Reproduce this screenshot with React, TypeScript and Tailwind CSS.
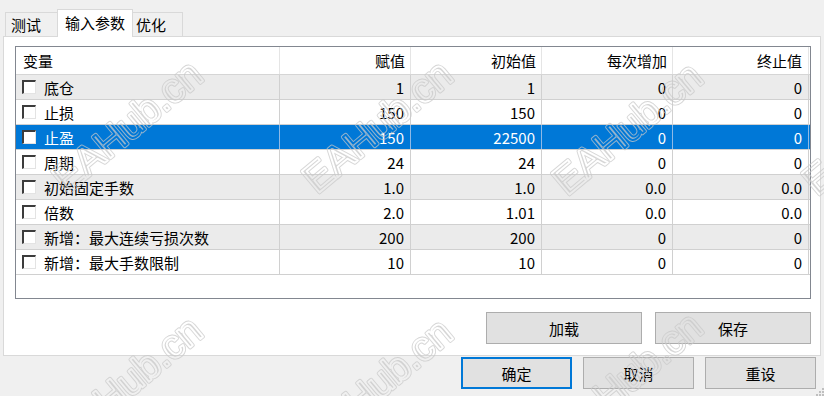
import React from "react";

interface Param {
  name: string;
  value: string;
  start: string;
  step: string;
  stop: string;
}

const params: Param[] = [
  { name: "底仓", value: "1", start: "1", step: "0", stop: "0" },
  { name: "止损", value: "150", start: "150", step: "0", stop: "0" },
  { name: "止盈", value: "150", start: "22500", step: "0", stop: "0" },
  { name: "周期", value: "24", start: "24", step: "0", stop: "0" },
  { name: "初始固定手数", value: "1.0", start: "1.0", step: "0.0", stop: "0.0" },
  { name: "倍数", value: "2.0", start: "1.01", step: "0.0", stop: "0.0" },
  { name: "新增：最大连续亏损次数", value: "200", start: "200", step: "0", stop: "0" },
  { name: "新增：最大手数限制", value: "10", start: "10", step: "0", stop: "0" },
];

const selectedIndex = 2;

// watermark spots, centre of each "EAHub.cn"
const marks = [
  [127, 126],
  [377, 126],
  [627, 128],
  [877, 128],
  [127, 382],
  [377, 384],
  [627, 378],
];

function CheckBox() {
  return (
    <div className="w-[14px] h-[14px] shrink-0 bg-white border-t-2 border-l-2 border-r border-b border-t-[#3c3c3c] border-l-[#3c3c3c] border-r-[#e3e3e3] border-b-[#e3e3e3]" />
  );
}

function Button({ label, w, focused }: { label: string; w: string; focused?: boolean }) {
  return (
    <div
      className={`${w} h-[32px] flex items-center justify-center bg-[#e1e1e1] text-[15px] leading-none ${
        focused ? "border-2 border-[#0078d7]" : "border border-[#adadad]"
      }`}
    >
      {label}
    </div>
  );
}

function Watermark() {
  const text = (stroke: string, width: number) =>
    marks.map(([x, y]) => (
      <text
        key={`${x}-${y}-${width}`}
        transform={`translate(${x} ${y}) rotate(-40)`}
        textAnchor="middle"
        dominantBaseline="central"
        fontFamily='"Liberation Sans", Arial, sans-serif'
        fontSize="40"
        fill="none"
        stroke={stroke}
        strokeWidth={width}
        strokeLinejoin="round"
        strokeLinecap="round"
      >
        EAHub.cn
      </text>
    ));

  return (
    <svg className="pointer-events-none absolute inset-0" width="824" height="396" viewBox="0 0 824 396">
      <defs>
        <mask id="wm" maskUnits="userSpaceOnUse" x="0" y="0" width="824" height="396">
          {text("white", 3.8)}
          {text("black", 2)}
        </mask>
      </defs>
      <rect width="824" height="396" fill="rgba(200,200,200,0.75)" mask="url(#wm)" />
    </svg>
  );
}

export default function App() {
  return (
    <div
      className="relative w-[824px] h-[396px] overflow-hidden bg-[#f0f0f0] text-black"
      style={{ fontFamily: '"Noto Sans CJK SC", "Noto Sans", sans-serif' }}
    >
      {/* Tabs */}
      <div className="flex items-end h-[27px] mt-[9px] pl-[5px] text-[15px] leading-none">
        <div className="w-[52px] h-[24px] flex items-center pl-[5px] border-t border-l border-[#d9d9d9] bg-[#f0f0f0]">测试</div>
        <div className="relative z-10 w-[76px] h-[28px] -mb-px flex items-center pl-[7px] pb-[2px] border-t border-l border-r border-[#d9d9d9] bg-white">
          输入参数
        </div>
        <div className="w-[50px] h-[24px] flex items-center pl-[3px] border-t border-r border-[#d9d9d9] bg-[#f0f0f0]">优化</div>
      </div>

      {/* Panel */}
      <div className="ml-[3px] w-[818px] h-[320px] border border-[#d9d9d9] bg-white">
        {/* List */}
        <div className="mt-[9px] ml-[11px] w-[796px] h-[253px] border border-[#828790] bg-white text-[15px] leading-none">
          <div className="flex h-[28px] border-b border-[#d5d5d5]">
            <div className="w-[264px] flex items-center pl-[7px] border-r border-[#e5e5e5]">变量</div>
            <div className="w-[131px] flex items-center justify-end pr-[5px] border-r border-[#e5e5e5]">赋值</div>
            <div className="w-[131px] flex items-center justify-end pr-[5px] border-r border-[#e5e5e5]">初始值</div>
            <div className="w-[131px] flex items-center justify-end pr-[5px] border-r border-[#e5e5e5]">每次增加</div>
            <div className="w-[136px] flex items-center justify-end pr-[6px] border-r border-[#e5e5e5]">终止值</div>
          </div>

          {params.map((p, i) => {
            const sel = i === selectedIndex;
            const row = sel ? "bg-[#0078d7] text-white" : i % 2 === 0 ? "bg-[#ebebeb]" : "bg-white";
            const line = sel ? "border-[#8fb9e6]" : "border-[#d0d0d0]";
            return (
              <div key={p.name} className={`flex h-[25px] border-b border-[#d0d0d0] ${row}`}>
                <div className={`w-[264px] flex items-center pl-[6px] gap-[8px] border-r ${line}`}>
                  <CheckBox />
                  <span>{p.name}</span>
                </div>
                <div className={`w-[131px] flex items-center justify-end pr-[6px] border-r ${line}`}>{p.value}</div>
                <div className={`w-[131px] flex items-center justify-end pr-[6px] border-r ${line}`}>{p.start}</div>
                <div className={`w-[131px] flex items-center justify-end pr-[6px] border-r ${line}`}>{p.step}</div>
                <div className={`w-[136px] flex items-center justify-end pr-[6px] border-r ${line}`}>{p.stop}</div>
              </div>
            );
          })}
        </div>

        <div className="mt-[13px] ml-[11px] w-[796px] flex justify-end gap-[13px]">
          <Button label="加载" w="w-[156px]" />
          <Button label="保存" w="w-[156px]" />
        </div>
      </div>

      {/* Dialog buttons */}
      <div className="mt-[1px] flex justify-end gap-[11px] pr-[8px]">
        <Button label="确定" w="w-[111px]" focused />
        <Button label="取消" w="w-[111px]" />
        <Button label="重设" w="w-[111px]" />
      </div>

      {/* size grip */}
      <svg className="absolute right-0 bottom-0" width="8" height="8" viewBox="0 0 8 8">
        <rect x="6" y="0" width="2" height="2" fill="#bfbfbf" />
        <rect x="3" y="3" width="2" height="2" fill="#bfbfbf" />
        <rect x="6" y="3" width="2" height="2" fill="#bfbfbf" />
        <rect x="0" y="6" width="2" height="2" fill="#bfbfbf" />
        <rect x="3" y="6" width="2" height="2" fill="#bfbfbf" />
        <rect x="6" y="6" width="2" height="2" fill="#bfbfbf" />
      </svg>

      <Watermark />
    </div>
  );
}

Instruction >> Go through the material above and print all of it exactly, except the pictures.

Solution >>
Reproduce this screenshot with React, TypeScript and Tailwind CSS.
import React from "react";

interface Param {
  name: string;
  value: string;
  start: string;
  step: string;
  stop: string;
}

const params: Param[] = [
  { name: "底仓", value: "1", start: "1", step: "0", stop: "0" },
  { name: "止损", value: "150", start: "150", step: "0", stop: "0" },
  { name: "止盈", value: "150", start: "22500", step: "0", stop: "0" },
  { name: "周期", value: "24", start: "24", step: "0", stop: "0" },
  { name: "初始固定手数", value: "1.0", start: "1.0", step: "0.0", stop: "0.0" },
  { name: "倍数", value: "2.0", start: "1.01", step: "0.0", stop: "0.0" },
  { name: "新增：最大连续亏损次数", value: "200", start: "200", step: "0", stop: "0" },
  { name: "新增：最大手数限制", value: "10", start: "10", step: "0", stop: "0" },
];

const selectedIndex = 2;

// watermark spots, centre of each "EAHub.cn"
const marks = [
  [127, 126],
  [377, 126],
  [627, 128],
  [877, 128],
  [127, 382],
  [377, 384],
  [627, 378],
];

function CheckBox() {
  return (
    <div className="w-[14px] h-[14px] shrink-0 bg-white border-t-2 border-l-2 border-r border-b border-t-[#3c3c3c] border-l-[#3c3c3c] border-r-[#e3e3e3] border-b-[#e3e3e3]" />
  );
}

function Button({ label, w, focused }: { label: string; w: string; focused?: boolean }) {
  return (
    <div
      className={`${w} h-[32px] flex items-center justify-center bg-[#e1e1e1] text-[15px] leading-none ${
        focused ? "border-2 border-[#0078d7]" : "border border-[#adadad]"
      }`}
    >
      {label}
    </div>
  );
}

function Watermark() {
  const text = (stroke: string, width: number) =>
    marks.map(([x, y]) => (
      <text
        key={`${x}-${y}-${width}`}
        transform={`translate(${x} ${y}) rotate(-40)`}
        textAnchor="middle"
        dominantBaseline="central"
        fontFamily='"Liberation Sans", Arial, sans-serif'
        fontSize="40"
        fill="none"
        stroke={stroke}
        strokeWidth={width}
        strokeLinejoin="round"
        strokeLinecap="round"
      >
        EAHub.cn
      </text>
    ));

  return (
    <svg className="pointer-events-none absolute inset-0" width="824" height="396" viewBox="0 0 824 396">
      <defs>
        <mask id="wm" maskUnits="userSpaceOnUse" x="0" y="0" width="824" height="396">
          {text("white", 3.8)}
          {text("black", 2)}
        </mask>
      </defs>
      <rect width="824" height="396" fill="rgba(200,200,200,0.75)" mask="url(#wm)" />
    </svg>
  );
}

export default function App() {
  return (
    <div
      className="relative w-[824px] h-[396px] overflow-hidden bg-[#f0f0f0] text-black"
      style={{ fontFamily: '"Noto Sans CJK SC", "Noto Sans", sans-serif' }}
    >
      {/* Tabs */}
      <div className="flex items-end h-[27px] mt-[9px] pl-[5px] text-[15px] leading-none">
        <div className="w-[52px] h-[24px] flex items-center pl-[5px] border-t border-l border-[#d9d9d9] bg-[#f0f0f0]">测试</div>
        <div className="relative z-10 w-[76px] h-[28px] -mb-px flex items-center pl-[7px] pb-[2px] border-t border-l border-r border-[#d9d9d9] bg-white">
          输入参数
        </div>
        <div className="w-[50px] h-[24px] flex items-center pl-[3px] border-t border-r border-[#d9d9d9] bg-[#f0f0f0]">优化</div>
      </div>

      {/* Panel */}
      <div className="ml-[3px] w-[818px] h-[320px] border border-[#d9d9d9] bg-white">
        {/* List */}
        <div className="mt-[9px] ml-[11px] w-[796px] h-[253px] border border-[#828790] bg-white text-[15px] leading-none">
          <div className="flex h-[28px] border-b border-[#d5d5d5]">
            <div className="w-[264px] flex items-center pl-[7px] border-r border-[#e5e5e5]">变量</div>
            <div className="w-[131px] flex items-center justify-end pr-[5px] border-r border-[#e5e5e5]">赋值</div>
            <div className="w-[131px] flex items-center justify-end pr-[5px] border-r border-[#e5e5e5]">初始值</div>
            <div className="w-[131px] flex items-center justify-end pr-[5px] border-r border-[#e5e5e5]">每次增加</div>
            <div className="w-[136px] flex items-center justify-end pr-[6px] border-r border-[#e5e5e5]">终止值</div>
          </div>

          {params.map((p, i) => {
            const sel = i === selectedIndex;
            const row = sel ? "bg-[#0078d7] text-white" : i % 2 === 0 ? "bg-[#ebebeb]" : "bg-white";
            const line = sel ? "border-[#8fb9e6]" : "border-[#d0d0d0]";
            return (
              <div key={p.name} className={`flex h-[25px] border-b border-[#d0d0d0] ${row}`}>
                <div className={`w-[264px] flex items-center pl-[6px] gap-[8px] border-r ${line}`}>
                  <CheckBox />
                  <span>{p.name}</span>
                </div>
                <div className={`w-[131px] flex items-center justify-end pr-[6px] border-r ${line}`}>{p.value}</div>
                <div className={`w-[131px] flex items-center justify-end pr-[6px] border-r ${line}`}>{p.start}</div>
                <div className={`w-[131px] flex items-center justify-end pr-[6px] border-r ${line}`}>{p.step}</div>
                <div className={`w-[136px] flex items-center justify-end pr-[6px] border-r ${line}`}>{p.stop}</div>
              </div>
            );
          })}
        </div>

        <div className="mt-[13px] ml-[11px] w-[796px] flex justify-end gap-[13px]">
          <Button label="加载" w="w-[156px]" />
          <Button label="保存" w="w-[156px]" />
        </div>
      </div>

      {/* Dialog buttons */}
      <div className="mt-[1px] flex justify-end gap-[11px] pr-[8px]">
        <Button label="确定" w="w-[111px]" focused />
        <Button label="取消" w="w-[111px]" />
        <Button label="重设" w="w-[111px]" />
      </div>

      {/* size grip */}
      <svg className="absolute right-0 bottom-0" width="8" height="8" viewBox="0 0 8 8">
        <rect x="6" y="0" width="2" height="2" fill="#bfbfbf" />
        <rect x="3" y="3" width="2" height="2" fill="#bfbfbf" />
        <rect x="6" y="3" width="2" height="2" fill="#bfbfbf" />
        <rect x="0" y="6" width="2" height="2" fill="#bfbfbf" />
        <rect x="3" y="6" width="2" height="2" fill="#bfbfbf" />
        <rect x="6" y="6" width="2" height="2" fill="#bfbfbf" />
      </svg>

      <Watermark />
    </div>
  );
}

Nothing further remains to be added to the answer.